Last year, when he ventured into acting — he was in the movie 1965 and the musical The Emperor’s New Clothes — “that was me working on me”, he said. “I felt that it was all a necessary part of my journey. It’s not really about being an actor or a musician. It’s really all about the story you want to tell. If it’s amazing, I’ll do anything to help you tell that story. You want me to be a part of an installation art piece? If it’s a great story, it’s a great story. It doesn’t matter to me. We are all artistes and we have to stop thinking of the boundaries.”

It has been a journey from wanting to burn up every floor and thinking “I’d be able to do anything”, to becoming “more zen”.
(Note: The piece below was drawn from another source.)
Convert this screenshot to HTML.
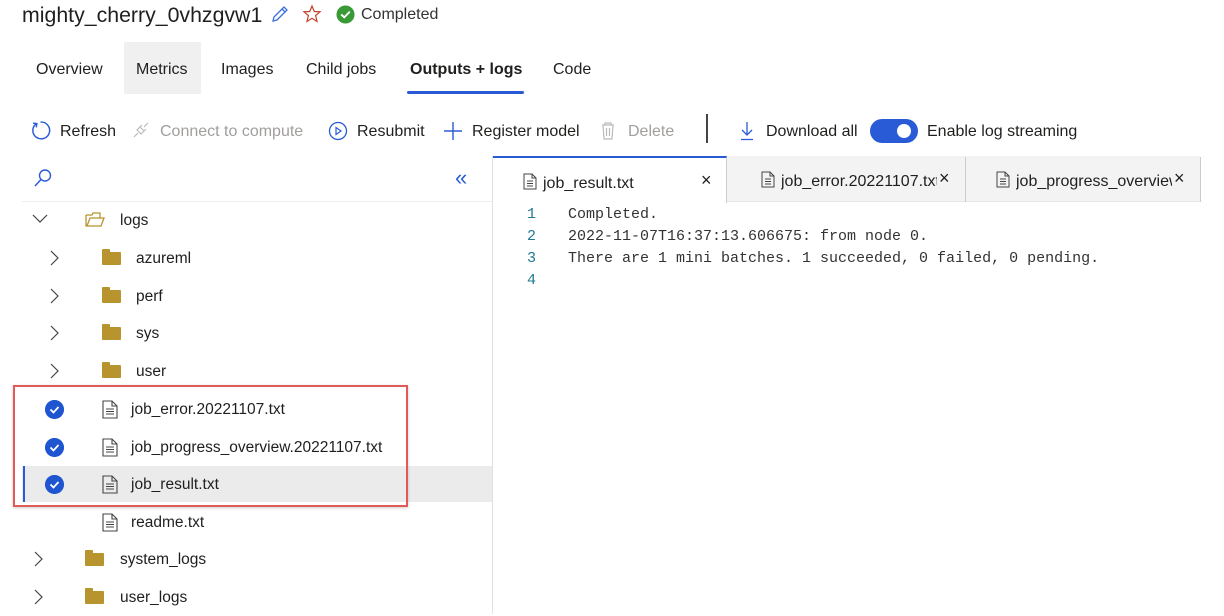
<!DOCTYPE html>
<html><head><meta charset="utf-8"><style>
*{margin:0;padding:0;box-sizing:border-box}
body{width:1224px;height:614px;background:#fff;font-family:"Liberation Sans",sans-serif;color:#201f1e;position:relative;overflow:hidden}
.a{position:absolute;white-space:nowrap}
.t16{font-size:16px}
.mono{font-family:"Liberation Mono",monospace;font-size:15px;color:#333}
.ln{font-family:"Liberation Mono",monospace;font-size:15px;color:#237893}
.row{position:absolute;left:0;width:492px;height:37px}
.lbl{position:absolute;font-size:15.5px;top:10px}
.fold{position:absolute;width:19px;height:13px;background:#b8942e;border-radius:1px;top:12px}
.fold:before{content:"";position:absolute;left:0;top:-3px;width:8px;height:4px;background:#b8942e;border-radius:1px 1px 0 0}
.chev{position:absolute;top:10px}
.chk{position:absolute;width:19px;height:19px;border-radius:50%;background:#1f55d0;top:9px;left:45px}
</style></head><body>
<div class="a" style="left:22px;top:3px;font-size:21.3px;color:#201f1e">mighty_cherry_0vhzgvw1</div>
<svg class="a" style="left:270px;top:4px" width="20" height="20" viewBox="0 0 20 20"><path d="M3 17 L4 13 L14 3 L17 6 L7 16 Z M12 5 L15 8" fill="none" stroke="#3a6fd8" stroke-width="1.3"/></svg>
<svg class="a" style="left:302px;top:4px" width="20" height="20" viewBox="0 0 20 20"><path d="M10 2 L12.3 7.5 L18 7.8 L13.6 11.5 L15 17.5 L10 14.3 L5 17.5 L6.4 11.5 L2 7.8 L7.7 7.5 Z" fill="none" stroke="#c0402a" stroke-width="1.2"/></svg>
<svg class="a" style="left:336px;top:5px" width="19" height="19" viewBox="0 0 20 20"><circle cx="10" cy="10" r="9.5" fill="#3a9a35"/><path d="M5.5 10 L8.7 13 L14.5 7" fill="none" stroke="#fff" stroke-width="2"/></svg>
<div class="a" style="left:361px;top:6px;font-size:16px;color:#333">Completed</div>

<div class="a" style="left:124px;top:42px;width:77px;height:52px;background:#f0f0f0"></div>
<div class="a t16" style="left:36px;top:61px">Overview</div>
<div class="a t16" style="left:136px;top:61px">Metrics</div>
<div class="a t16" style="left:221px;top:61px">Images</div>
<div class="a t16" style="left:306px;top:61px">Child jobs</div>
<div class="a t16" style="left:410px;top:61px;font-weight:bold">Outputs + logs</div>
<div class="a" style="left:407px;top:91px;width:117px;height:3px;background:#2a5bd7;border-radius:2px"></div>
<div class="a t16" style="left:553px;top:61px">Code</div>

<svg class="a" style="left:30px;top:120px" width="21" height="21" viewBox="0 0 20 20"><path d="M6 3.5 A8 8 0 1 0 10 2" fill="none" stroke="#2a5bd7" stroke-width="1.4"/><path d="M3 3 L6.5 3.5 L6 7" fill="none" stroke="#2a5bd7" stroke-width="1.4"/></svg>
<div class="a t16" style="left:60px;top:123px">Refresh</div>
<svg class="a" style="left:132px;top:121px" width="18" height="18" viewBox="0 0 18 18"><path d="M2 16 L6 12 M12 6 L16 2 M5 9 L9 13 L12 10 L8 6 Z M7 7 L10 4 M11 11 L14 8" fill="none" stroke="#bbb" stroke-width="1.2"/></svg>
<div class="a t16" style="left:160px;top:123px;color:#a19f9d">Connect to compute</div>
<svg class="a" style="left:328px;top:121px" width="20" height="20" viewBox="0 0 20 20"><circle cx="10" cy="10" r="8.5" fill="none" stroke="#2a5bd7" stroke-width="1.3"/><path d="M8 6.5 L13 10 L8 13.5 Z" fill="none" stroke="#2a5bd7" stroke-width="1.2"/></svg>
<div class="a t16" style="left:357px;top:123px">Resubmit</div>
<svg class="a" style="left:443px;top:121px" width="20" height="20" viewBox="0 0 20 20"><path d="M10 1 V19 M1 10 H19" stroke="#2a5bd7" stroke-width="1.4"/></svg>
<div class="a t16" style="left:472px;top:123px">Register model</div>
<svg class="a" style="left:600px;top:121px" width="16" height="20" viewBox="0 0 16 20"><path d="M2 4 H14 M5 4 V2 H11 V4 M3 4 L4 18 H12 L13 4 M6.5 7 V15 M9.5 7 V15" fill="none" stroke="#bbb" stroke-width="1.2"/></svg>
<div class="a t16" style="left:628px;top:123px;color:#a19f9d">Delete</div>
<div class="a" style="left:706px;top:114px;width:2px;height:29px;background:#444"></div>
<svg class="a" style="left:738px;top:121px" width="18" height="20" viewBox="0 0 18 20"><path d="M9 1 V14 M4 9 L9 14 L14 9 M3 18.5 H15" fill="none" stroke="#2a5bd7" stroke-width="1.3"/></svg>
<div class="a t16" style="left:766px;top:123px">Download all</div>
<div class="a" style="left:870px;top:119px;width:48px;height:24px;border-radius:12px;background:#2a5bd7"></div>
<div class="a" style="left:897px;top:124px;width:14px;height:14px;border-radius:50%;background:#fff"></div>
<div class="a t16" style="left:927px;top:123px">Enable log streaming</div>

<svg class="a" style="left:33px;top:168px" width="20" height="20" viewBox="0 0 20 20"><circle cx="12" cy="7.5" r="5.5" fill="none" stroke="#2a5bd7" stroke-width="1.4"/><path d="M8 11.5 L2 18" stroke="#2a5bd7" stroke-width="1.5"/></svg>
<div class="a" style="left:455px;top:165px;font-size:22px;color:#2a5bd7">«</div>
<div class="a" style="left:22px;top:201px;width:470px;height:1px;background:#eee"></div>
<div class="a" style="left:492px;top:156px;width:1px;height:458px;background:#e1e1e1"></div>

<div class="a" style="left:493px;top:156px;width:707px;height:46px;background:#f3f3f3;border-bottom:1px solid #e5e5e5"></div>
<div class="a" style="left:493px;top:156px;width:234px;height:47px;background:#fff;border-top:2px solid #2a5bd7;border-right:1px solid #ccc"></div>
<div class="a" style="left:965px;top:157px;width:1px;height:45px;background:#ccc"></div>
<div class="a" style="left:1200px;top:157px;width:1px;height:45px;background:#ccc"></div>
<svg class="a" style="left:523px;top:173px" width="14" height="17" viewBox="0 0 14 17"><path d="M1 1 H9 L13 5 V16 H1 Z M9 1 V5 H13 M4 8 H10 M4 10.5 H10 M4 13 H10" fill="none" stroke="#444" stroke-width="1"/></svg>
<div class="a t16" style="left:543px;top:175px">job_result.txt</div>
<div class="a" style="left:701px;top:170px;font-size:18px">×</div>
<svg class="a" style="left:761px;top:171px" width="14" height="17" viewBox="0 0 14 17"><path d="M1 1 H9 L13 5 V16 H1 Z M9 1 V5 H13 M4 8 H10 M4 10.5 H10 M4 13 H10" fill="none" stroke="#444" stroke-width="1"/></svg>
<div class="a t16" style="left:781px;top:173px;width:156px;overflow:hidden">job_error.20221107.txt</div>
<div class="a" style="left:939px;top:168px;font-size:18px">×</div>
<svg class="a" style="left:996px;top:171px" width="14" height="17" viewBox="0 0 14 17"><path d="M1 1 H9 L13 5 V16 H1 Z M9 1 V5 H13 M4 8 H10 M4 10.5 H10 M4 13 H10" fill="none" stroke="#444" stroke-width="1"/></svg>
<div class="a t16" style="left:1016px;top:173px;width:156px;overflow:hidden">job_progress_overview.20221107.txt</div>
<div class="a" style="left:1174px;top:168px;font-size:18px">×</div>

<div class="a ln" style="left:527px;top:206px">1</div><div class="a mono" style="left:568px;top:206px">Completed.</div>
<div class="a ln" style="left:527px;top:228px">2</div><div class="a mono" style="left:568px;top:228px">2022-11-07T16:37:13.606675: from node 0.</div>
<div class="a ln" style="left:527px;top:250px">3</div><div class="a mono" style="left:568px;top:250px">There are 1 mini batches. 1 succeeded, 0 failed, 0 pending.</div>
<div class="a ln" style="left:527px;top:272px">4</div>

<div class="row" style="top:202px"><svg class="chev" style="left:32px;top:12px" width="16" height="10" viewBox="0 0 16 10"><path d="M1 1 L8 8 L15 1" fill="none" stroke="#444" stroke-width="1.2"/></svg>
<svg class="a" style="left:85px;top:10px" width="20" height="16" viewBox="0 0 20 16"><path d="M1 3 V14 H16 L19 6 H5 L2 14 M1 3 H7 L8 1 H15 V6" fill="none" stroke="#b8942e" stroke-width="1.3"/></svg>
<div class="lbl" style="left:120px">logs</div></div>
<div class="row" style="top:240px"><svg class="chev" style="left:50px" width="10" height="16" viewBox="0 0 10 16"><path d="M1 1 L8 8 L1 15" fill="none" stroke="#444" stroke-width="1.2"/></svg><div class="fold" style="left:102px"></div><div class="lbl" style="left:136px">azureml</div></div>
<div class="row" style="top:278px"><svg class="chev" style="left:50px" width="10" height="16" viewBox="0 0 10 16"><path d="M1 1 L8 8 L1 15" fill="none" stroke="#444" stroke-width="1.2"/></svg><div class="fold" style="left:102px"></div><div class="lbl" style="left:136px">perf</div></div>
<div class="row" style="top:315px"><svg class="chev" style="left:50px" width="10" height="16" viewBox="0 0 10 16"><path d="M1 1 L8 8 L1 15" fill="none" stroke="#444" stroke-width="1.2"/></svg><div class="fold" style="left:102px"></div><div class="lbl" style="left:136px">sys</div></div>
<div class="row" style="top:353px"><svg class="chev" style="left:50px" width="10" height="16" viewBox="0 0 10 16"><path d="M1 1 L8 8 L1 15" fill="none" stroke="#444" stroke-width="1.2"/></svg><div class="fold" style="left:102px"></div><div class="lbl" style="left:136px">user</div></div>

<div class="a" style="left:22px;top:466px;width:470px;height:36px;background:#ebebeb"></div>
<div class="a" style="left:23px;top:466px;width:2px;height:36px;background:#2a5bd7"></div>

<div class="row" style="top:391px"><svg class="chk" viewBox="0 0 19 19"><circle cx="9.5" cy="9.5" r="9.5" fill="#1f55d0"/><path d="M5.5 9.5 L8.5 12.5 L13.5 7" fill="none" stroke="#fff" stroke-width="1.8"/></svg>
<svg class="a" style="left:102px;top:9px" width="16" height="19" viewBox="0 0 16 19"><path d="M1 1 H10 L15 6 V18 H1 Z M10 1 V6 H15 M4 9 H12 M4 11.5 H12 M4 14 H12" fill="none" stroke="#444" stroke-width="1.1"/></svg><div class="lbl" style="left:131px">job_error.20221107.txt</div></div>
<div class="row" style="top:429px"><svg class="chk" viewBox="0 0 19 19"><circle cx="9.5" cy="9.5" r="9.5" fill="#1f55d0"/><path d="M5.5 9.5 L8.5 12.5 L13.5 7" fill="none" stroke="#fff" stroke-width="1.8"/></svg>
<svg class="a" style="left:102px;top:9px" width="16" height="19" viewBox="0 0 16 19"><path d="M1 1 H10 L15 6 V18 H1 Z M10 1 V6 H15 M4 9 H12 M4 11.5 H12 M4 14 H12" fill="none" stroke="#444" stroke-width="1.1"/></svg><div class="lbl" style="left:131px">job_progress_overview.20221107.txt</div></div>
<div class="row" style="top:466px"><svg class="chk" viewBox="0 0 19 19"><circle cx="9.5" cy="9.5" r="9.5" fill="#1f55d0"/><path d="M5.5 9.5 L8.5 12.5 L13.5 7" fill="none" stroke="#fff" stroke-width="1.8"/></svg>
<svg class="a" style="left:102px;top:9px" width="16" height="19" viewBox="0 0 16 19"><path d="M1 1 H10 L15 6 V18 H1 Z M10 1 V6 H15 M4 9 H12 M4 11.5 H12 M4 14 H12" fill="none" stroke="#444" stroke-width="1.1"/></svg><div class="lbl" style="left:131px">job_result.txt</div></div>
<div class="row" style="top:504px"><svg class="a" style="left:102px;top:9px" width="16" height="19" viewBox="0 0 16 19"><path d="M1 1 H10 L15 6 V18 H1 Z M10 1 V6 H15 M4 9 H12 M4 11.5 H12 M4 14 H12" fill="none" stroke="#444" stroke-width="1.1"/></svg><div class="lbl" style="left:131px">readme.txt</div></div>
<div class="row" style="top:541px"><svg class="chev" style="left:34px" width="10" height="16" viewBox="0 0 10 16"><path d="M1 1 L8 8 L1 15" fill="none" stroke="#444" stroke-width="1.2"/></svg><div class="fold" style="left:85px"></div><div class="lbl" style="left:120px">system_logs</div></div>
<div class="row" style="top:579px"><svg class="chev" style="left:34px" width="10" height="16" viewBox="0 0 10 16"><path d="M1 1 L8 8 L1 15" fill="none" stroke="#444" stroke-width="1.2"/></svg><div class="fold" style="left:85px"></div><div class="lbl" style="left:120px">user_logs</div></div>

<div class="a" style="left:13px;top:385px;width:395px;height:122px;border:2px solid #e05a5a;box-shadow:0 1px 3px rgba(0,0,0,.2)"></div>
</body></html>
“I think maturity comes with not trying to be that crazy genius. With everything that has happened, I feel like I’m a bit more whole than I was before,” he said. “Years ago, I still felt like I needed to prove something, like, ‘I’m going to be the best’. Now, it’s sort of, ‘Meh. I know who I am and where I want to go’. So, I don’t listen to another local artiste and go, ‘I’m better than you’. On every level, I take myself a lot less seriously now. I think that’s really important — you need to take yourself seriously enough to be able to push yourself, but not seriously enough to criticise yourself into crumbling apart.”

He knows he has come a long way since he was somewhat a reptilian aspiring singer; when, at 21, he “didn’t have any meat on my bones and I was walking around with really tight T-shirts, baggy pants and an Afro. My mother-in-law once described me as a cicak. She was like, ‘Oh, he looks like a lizard’”. He laughed.

“But as we went along, I sort of blossomed. Yeah, I think I grew into myself pretty well. I can say that because I’m a married man, you see.”